I think their objection was not so much who the people were who were in
the church, for many of our members were fellow faculty members in the
university where these young men’s parents taught. The cause for this division was Jesus. When Jesus is taken seriously as the center
of one’s life, he pulls us away from our other commitments and challenges our
values. In this situation I would say
that Jesus was a cause of division in this family. One of the young men whom we eventually
confirmed became the Director for Youth Ministry in that church at a later
date.
We all know
of other situations where families are divided over what we understand to be
the nature of Jesus’ ministry. We all
know of families who have members join a denomination which is different than
the faith community in which they are raised and then proceed to badger other
family members about their deficient faith and the superior faith to which this
particular member has now attached him or herself. So yes, Jesus is a source of division.
If you thought
that these words of Jesus were astonishing reminders of his humanity and his capacity
for straight talk, think back to the beginning of our text for today where he
tells his followers, “I came to bring fire to the earth, and how I wish it were
already kindled!”
I may at an
earlier time have told you that I was a volunteer fireman in the first church
that I served full-time. In that
community I saw the destructive force of fire as it consumed buildings and also
human life, so I’m uncomfortable with the notion of an all consuming fire which
leaves nothing in its path. I have
considerable fellow feeling for those folks in the West whose homes and lives
are in jeopardy because of the current wildfire season.
I do know
that fire has to it, in addition to destructive potential, the capacity to be a
purifying agent. I know that I have
mentioned to you that I worked my way through college on a small city
newspaper. One of the jobs I had there
was to tend the immersion furnace where we melted the lead for our printing
plates and ingots for our linotypes.
This is now an outdated technology which serves only to mark me as
outdated and obsolete, or in this context, extinguished. Every evening when everyone else had left the
newspaper it was my job to melt the printing plates and the lines from the
linotype and then clean the furnace.
This consisted of putting a can of flux, a cleansing solution, into the
furnace at the bottom and boil out all the impurities in this body of lead
which was 650 degrees Fahrenheit. Then
it was my duty to take a skimmer and remove the impurities which I had boiled
out from the furnace leaving it clean.
This is
perfect illustration of what I think Jesus was getting at with his straight
talk of wanting to set fire to all those things that were impeding the progress
of his ministry.
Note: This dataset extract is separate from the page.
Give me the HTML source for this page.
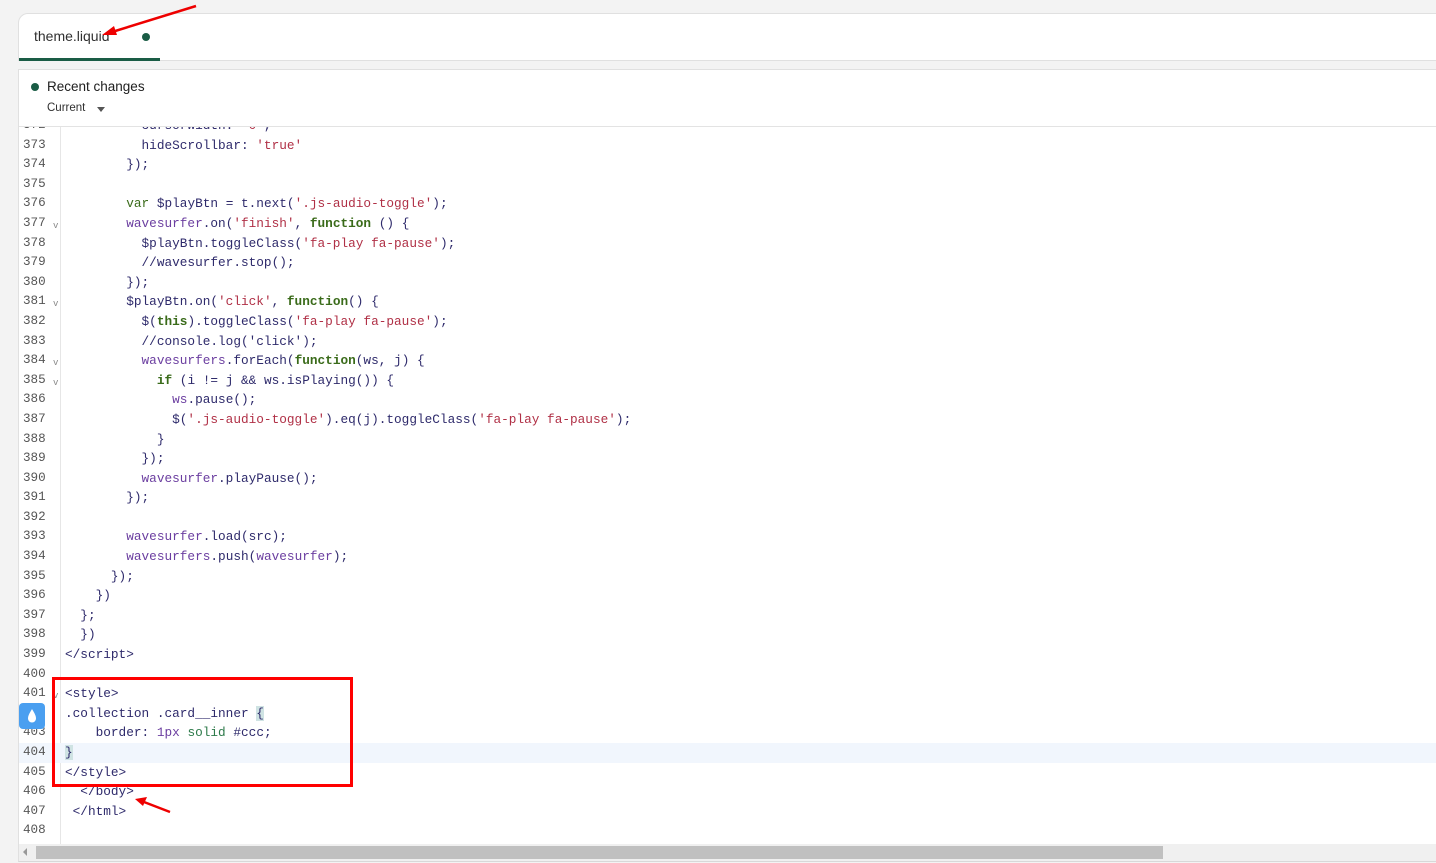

He looked around him
and he saw a religion which was stifling and out of touch with the people who
gathered around him to hear what he had to say and to feel his compassion for
their plight. That religion defined who
was clean and who was unclean based on behavior or station; who was in and who
was out. Jesus wanted to burn down, to
purify the whole system whereby people made money on what was to be sacrificed
to God in the temple. He wanted to incinerate
the notion that one was valued by what they have or what they gave at the
temple. He wanted to singe those who
sought to display their righteousness by their long prayers in public
places. He wanted to burn down the whole
system which denied human dignity to those who had neither money nor
status.
I suspect
that he also saw that division he talked about as a way of defining the loyalty
of those he sought to call into partnership in his ministry and those who would
come after him.
I’ve thought
long and hard about what Jesus would say to us in his capacity to speak
forthrightly about the things which concerned him. I suspect that he would speak words of
commendation to First Congregational Church for daring to say that “God is
Still Speaking” through your deeds, to assure that the world we live in is a
just and peaceful place inclusive of all people in Christ’s name.
A new era
is here, and if Jesus were talking to you today I suspect he would say to you
that if you are faithful to the gospel you will find yourselves divided from
those who don’t hear it. That is no
reason why you should shrink from sharing that gospel with others as we have
received it. This church has so much to
offer those who are seeking a place of acceptance and a place to explore the
vitality of one’s faith.
I suspect
that Jesus would say take up the torch of passion and burn down the systems
which tell us that might makes right and proclaim Christ’s peace.
The
Reverend
I have two
regrets as I leave here. The first is
the absence from all the friends I have made here in this wonderful
church. The second is all I’ll be
missing as you go forward with excitement over the way the gospel will unfold
here through your ongoing efforts in Jesus’ name to talk straight to a world
which is often crooked and out of joint.
As I leave
you, I wish you God’s richest blessing as you continue to show the world how the
gospel is delivered to a world in need.